■ **What is being asked**
Copy out every line exactly, passing over the pictures.

■ **Material for this exercise**
* * * * *
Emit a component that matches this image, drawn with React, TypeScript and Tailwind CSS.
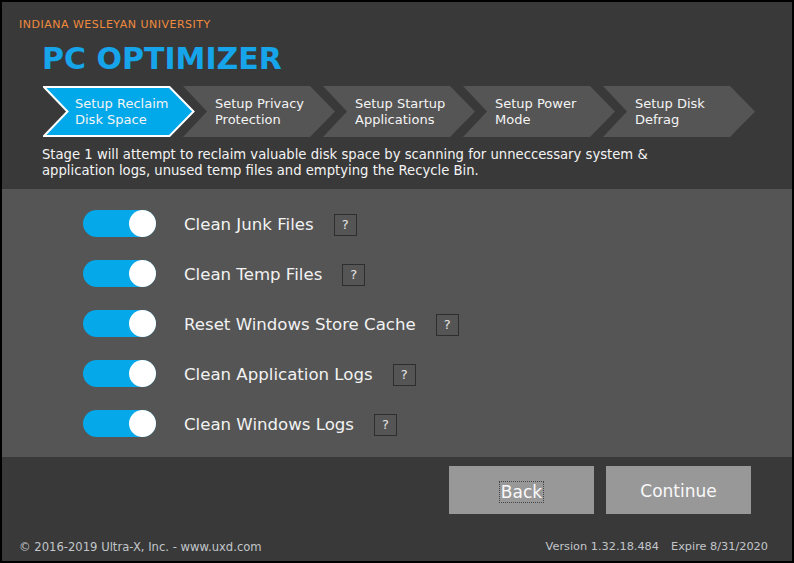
import React from "react";

const steps = [
  ["Setup Reclaim", "Disk Space"],
  ["Setup Privacy", "Protection"],
  ["Setup Startup", "Applications"],
  ["Setup Power", "Mode"],
  ["Setup Disk", "Defrag"],
];

const options = [
  "Clean Junk Files",
  "Clean Temp Files",
  "Reset Windows Store Cache",
  "Clean Application Logs",
  "Clean Windows Logs",
];

function Chevron({ lines, active }: { lines: string[]; active: boolean }) {
  return (
    <div className="relative w-[152px] h-[51px] mr-[-12px] flex items-center shrink-0">
      <svg className="absolute inset-0" width="152" height="51" viewBox="0 0 152 51">
        {active ? (
          <polygon
            points="1,1 126.5,1 150.5,25.5 126.5,50 1,50 24.5,25.5"
            fill="#02a9ea"
            stroke="#ffffff"
            strokeWidth="2"
          />
        ) : (
          <polygon points="0,0 127,0 152,25.5 127,51 0,51 24,25.5" fill="#555555" />
        )}
      </svg>
      <div className="relative pl-[32px] text-[13px] leading-[16px] text-[#f4f4f4]">
        <div>{lines[0]}</div>
        <div>{lines[1]}</div>
      </div>
    </div>
  );
}

export default function App() {
  return (
    <div
      className="w-[794px] h-[563px] bg-black p-[2px]"
      style={{ fontFamily: '"DejaVu Sans", Verdana, sans-serif' }}
    >
      <div className="w-full h-full bg-[#393939] flex flex-col">
        {/* header */}
        <div className="h-[84px] flex flex-col">
          <div className="mt-[16px] pl-[17px] text-[11px] leading-[14px] tracking-[0.5px] text-[#f08b3e]">
            INDIANA WESLEYAN UNIVERSITY
          </div>
          <div className="mt-[12px] pl-[40px] text-[30px] leading-[30px] font-bold text-[#16a4ea]">
            PC OPTIMIZER
          </div>
        </div>
        {/* steps */}
        <div className="h-[51px] flex pl-[41px]">
          {steps.map((s, i) => (
            <Chevron key={i} lines={s} active={i === 0} />
          ))}
        </div>
        {/* description */}
        <div className="h-[52px] pt-[10px] pl-[40px] text-[13.2px] leading-[16px] text-[#f4f4f4]">
          Stage 1 will attempt to reclaim valuable disk space by scanning for unneccessary system &amp;
          <br />
          application logs, unused temp files and emptying the Recycle Bin.
        </div>
        {/* options panel */}
        <div className="h-[268px] bg-[#555555] pt-[11px] pl-[81px] flex flex-col">
          {options.map((o) => (
            <div key={o} className="h-[50px] flex items-center">
              <div className="w-[73px] h-[27px] -mt-[3px] rounded-full bg-[#05a8e8] flex justify-end">
                <div className="w-[27px] h-[27px] rounded-full bg-white" />
              </div>
              <div className="ml-[28px] text-[16.6px] text-[#f2f2f2]">{o}</div>
              <div className="ml-[20px] w-[23px] h-[22px] -mt-[1px] border border-[#2e2e2e] flex items-center justify-center text-[13px] text-[#e6e6e6]">
                ?
              </div>
            </div>
          ))}
        </div>
        {/* buttons */}
        <div className="flex justify-end gap-[12px] pr-[41px] mt-[9px]">
          <div className="w-[145px] h-[48px] pt-[3px] bg-[#989898] flex items-center justify-center">
            <span className="text-[17px] leading-[20px] text-[#f8f8f8] outline-1 outline-dotted outline-[#444] px-[1px]">
              Back
            </span>
          </div>
          <div className="w-[145px] h-[48px] pt-[3px] bg-[#989898] flex items-center justify-center text-[17px] text-[#f8f8f8]">
            Continue
          </div>
        </div>
        {/* footer */}
        <div className="mt-[26px] flex justify-between pl-[17px] pr-[24px] leading-[14px] text-[#c2c6ca]">
          <span className="text-[11.6px]">© 2016-2019 Ultra-X, Inc. - www.uxd.com</span>
          <span className="text-[11.3px]">
            Version 1.32.18.484<span className="ml-[12px]">Expire 8/31/2020</span>
          </span>
        </div>
      </div>
    </div>
  );
}
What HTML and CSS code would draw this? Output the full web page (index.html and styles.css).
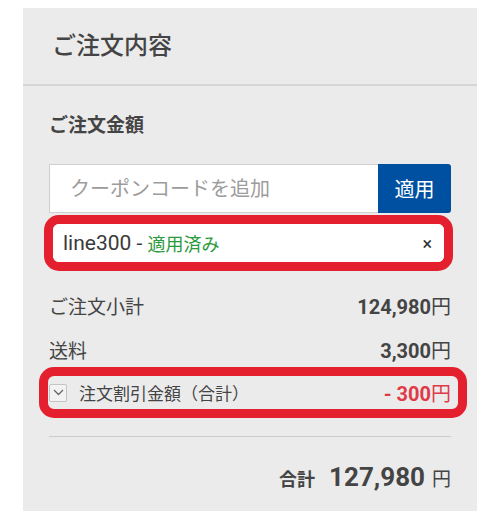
* * * * *
■ **Written response**
Emit a component that matches this image, drawn with React, TypeScript and Tailwind CSS.
import React from "react";

const steps = [
  ["Setup Reclaim", "Disk Space"],
  ["Setup Privacy", "Protection"],
  ["Setup Startup", "Applications"],
  ["Setup Power", "Mode"],
  ["Setup Disk", "Defrag"],
];

const options = [
  "Clean Junk Files",
  "Clean Temp Files",
  "Reset Windows Store Cache",
  "Clean Application Logs",
  "Clean Windows Logs",
];

function Chevron({ lines, active }: { lines: string[]; active: boolean }) {
  return (
    <div className="relative w-[152px] h-[51px] mr-[-12px] flex items-center shrink-0">
      <svg className="absolute inset-0" width="152" height="51" viewBox="0 0 152 51">
        {active ? (
          <polygon
            points="1,1 126.5,1 150.5,25.5 126.5,50 1,50 24.5,25.5"
            fill="#02a9ea"
            stroke="#ffffff"
            strokeWidth="2"
          />
        ) : (
          <polygon points="0,0 127,0 152,25.5 127,51 0,51 24,25.5" fill="#555555" />
        )}
      </svg>
      <div className="relative pl-[32px] text-[13px] leading-[16px] text-[#f4f4f4]">
        <div>{lines[0]}</div>
        <div>{lines[1]}</div>
      </div>
    </div>
  );
}

export default function App() {
  return (
    <div
      className="w-[794px] h-[563px] bg-black p-[2px]"
      style={{ fontFamily: '"DejaVu Sans", Verdana, sans-serif' }}
    >
      <div className="w-full h-full bg-[#393939] flex flex-col">
        {/* header */}
        <div className="h-[84px] flex flex-col">
          <div className="mt-[16px] pl-[17px] text-[11px] leading-[14px] tracking-[0.5px] text-[#f08b3e]">
            INDIANA WESLEYAN UNIVERSITY
          </div>
          <div className="mt-[12px] pl-[40px] text-[30px] leading-[30px] font-bold text-[#16a4ea]">
            PC OPTIMIZER
          </div>
        </div>
        {/* steps */}
        <div className="h-[51px] flex pl-[41px]">
          {steps.map((s, i) => (
            <Chevron key={i} lines={s} active={i === 0} />
          ))}
        </div>
        {/* description */}
        <div className="h-[52px] pt-[10px] pl-[40px] text-[13.2px] leading-[16px] text-[#f4f4f4]">
          Stage 1 will attempt to reclaim valuable disk space by scanning for unneccessary system &amp;
          <br />
          application logs, unused temp files and emptying the Recycle Bin.
        </div>
        {/* options panel */}
        <div className="h-[268px] bg-[#555555] pt-[11px] pl-[81px] flex flex-col">
          {options.map((o) => (
            <div key={o} className="h-[50px] flex items-center">
              <div className="w-[73px] h-[27px] -mt-[3px] rounded-full bg-[#05a8e8] flex justify-end">
                <div className="w-[27px] h-[27px] rounded-full bg-white" />
              </div>
              <div className="ml-[28px] text-[16.6px] text-[#f2f2f2]">{o}</div>
              <div className="ml-[20px] w-[23px] h-[22px] -mt-[1px] border border-[#2e2e2e] flex items-center justify-center text-[13px] text-[#e6e6e6]">
                ?
              </div>
            </div>
          ))}
        </div>
        {/* buttons */}
        <div className="flex justify-end gap-[12px] pr-[41px] mt-[9px]">
          <div className="w-[145px] h-[48px] pt-[3px] bg-[#989898] flex items-center justify-center">
            <span className="text-[17px] leading-[20px] text-[#f8f8f8] outline-1 outline-dotted outline-[#444] px-[1px]">
              Back
            </span>
          </div>
          <div className="w-[145px] h-[48px] pt-[3px] bg-[#989898] flex items-center justify-center text-[17px] text-[#f8f8f8]">
            Continue
          </div>
        </div>
        {/* footer */}
        <div className="mt-[26px] flex justify-between pl-[17px] pr-[24px] leading-[14px] text-[#c2c6ca]">
          <span className="text-[11.6px]">© 2016-2019 Ultra-X, Inc. - www.uxd.com</span>
          <span className="text-[11.3px]">
            Version 1.32.18.484<span className="ml-[12px]">Expire 8/31/2020</span>
          </span>
        </div>
      </div>
    </div>
  );
}
What HTML and CSS code would draw this? Output the full web page (index.html and styles.css).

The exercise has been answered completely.